Strategy & Algorithm · 2026-05-29 · 12 min read

The LinkedIn outsourcing decision: software, SDR, agency, or VA?

Key Takeaways

  • Four options exist for LinkedIn outbound: software, SDR, agency, and VA. Each has a different cost, time horizon, control profile, and best-fit business stage.
  • The cost-per-meeting math favors software on cash ($17-$300/meeting depending on assumptions) but software costs operator time that managed options trade away for a higher monthly fee.
  • Most successful B2B teams end up on a hybrid: software plus a VA for high-control/low-cost, or agency plus internal content for throughput without headcount.
  • The most expensive wrong choice by a wide margin is hiring the wrong SDR ($20K-$60K plus lost pipeline time). The cheapest wrong choice is the wrong software subscription ($99 plus four weeks).
  • Reachium covers both the software lane and the managed DFY lane on the verified LinkedIn API, making the comparison between the two paths concrete rather than theoretical.
  • For a deeper cut on channel allocation before committing to any outbound option, see the [/guides](/guides) section for ICP-specific playbooks.

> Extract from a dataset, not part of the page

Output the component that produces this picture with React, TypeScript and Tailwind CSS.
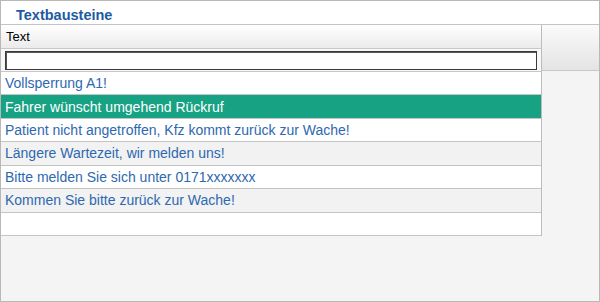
import React from "react";

const rows = [
  "Vollsperrung A1!",
  "Fahrer wünscht umgehend Rückruf",
  "Patient nicht angetroffen, Kfz kommt zurück zur Wache!",
  "Längere Wartezeit, wir melden uns!",
  "Bitte melden Sie sich unter 0171xxxxxxx",
  "Kommen Sie bitte zurück zur Wache!",
  "",
];

export default function App() {
  return (
    <div
      className="w-[600px] h-[302px] border border-[#b8b8b8] bg-[#f4f4f4] flex flex-col overflow-hidden"
      style={{ fontFamily: '"Liberation Sans", Arial, sans-serif' }}
    >
      <div className="h-[24px] shrink-0 bg-white border-b border-[#c4c4c4] pl-[15px] flex items-center">
        <span className="text-[14.5px] font-bold text-[#1d5aa2] leading-none pt-[5px]">Textbausteine</span>
      </div>
      <div className="flex">
        <div className="w-[541px] shrink-0 border-r border-[#bcbcbc] flex flex-col">
          <div className="h-[24px] border-b border-[#c8c8c8] bg-gradient-to-b from-white to-[#ebebeb] pl-[5px] flex items-center">
            <span className="text-[13px] text-black leading-none pb-[1px]">Text</span>
          </div>
          <div className="h-[23px] border-b border-[#c8c8c8] bg-[#f8f8f8] px-[4px] pt-[2px]">
            <div className="h-[19px] w-[532px] bg-white border border-[#3a3a3a] shadow-[inset_1px_1px_0_0_#555]" />
          </div>
          {rows.map((r, i) => (
            <div
              key={i}
              className={
                "h-[23.43px] border-b border-[#c4c4c4] pl-[4px] flex items-center text-[14px] leading-none whitespace-nowrap " +
                (i === 1
                  ? "bg-[#17a283] text-white"
                  : i % 2 === 1
                  ? "bg-[#f2f2f2] text-[#2e68b0]"
                  : "bg-white text-[#2e68b0]")
              }
            >
              {r}
            </div>
          ))}
        </div>
        <div className="flex-1">
          <div className="h-[46px] border-b border-[#c8c8c8] bg-gradient-to-b from-[#fafafa] to-[#e4e4e4]" />
        </div>
      </div>
    </div>
  );
}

The LinkedIn outsourcing decision: software, SDR, agency, or VA?

By Elena Marsh, Strategy & Algorithm. Last updated: 2026-05-29


There are four real ways to run LinkedIn outbound and four bad reasons people pick the wrong one. Picking by what feels cheapest, by what an investor suggested, by what worked at the last company, or by what a vendor just pitched is how teams burn $50K before they realize they hired for the wrong constraint.

A few situations where this plays out badly:

  • A founder hires an SDR at $7K/month before having a repeatable sequence, then spends three months rewriting the SDR's copy.
  • A $200K ARR company signs a six-month agency retainer because "we don't have time to run outbound ourselves" and gets opaque reporting and a 90-day ramp.
  • An operator buys software, never logs in, and concludes LinkedIn doesn't work.

The honest read is that the wrong choice isn't usually catastrophic if it's a $99 software subscription. It is catastrophic if it's a $60K SDR hire with a 60-day ramp that doesn't fit where the company is.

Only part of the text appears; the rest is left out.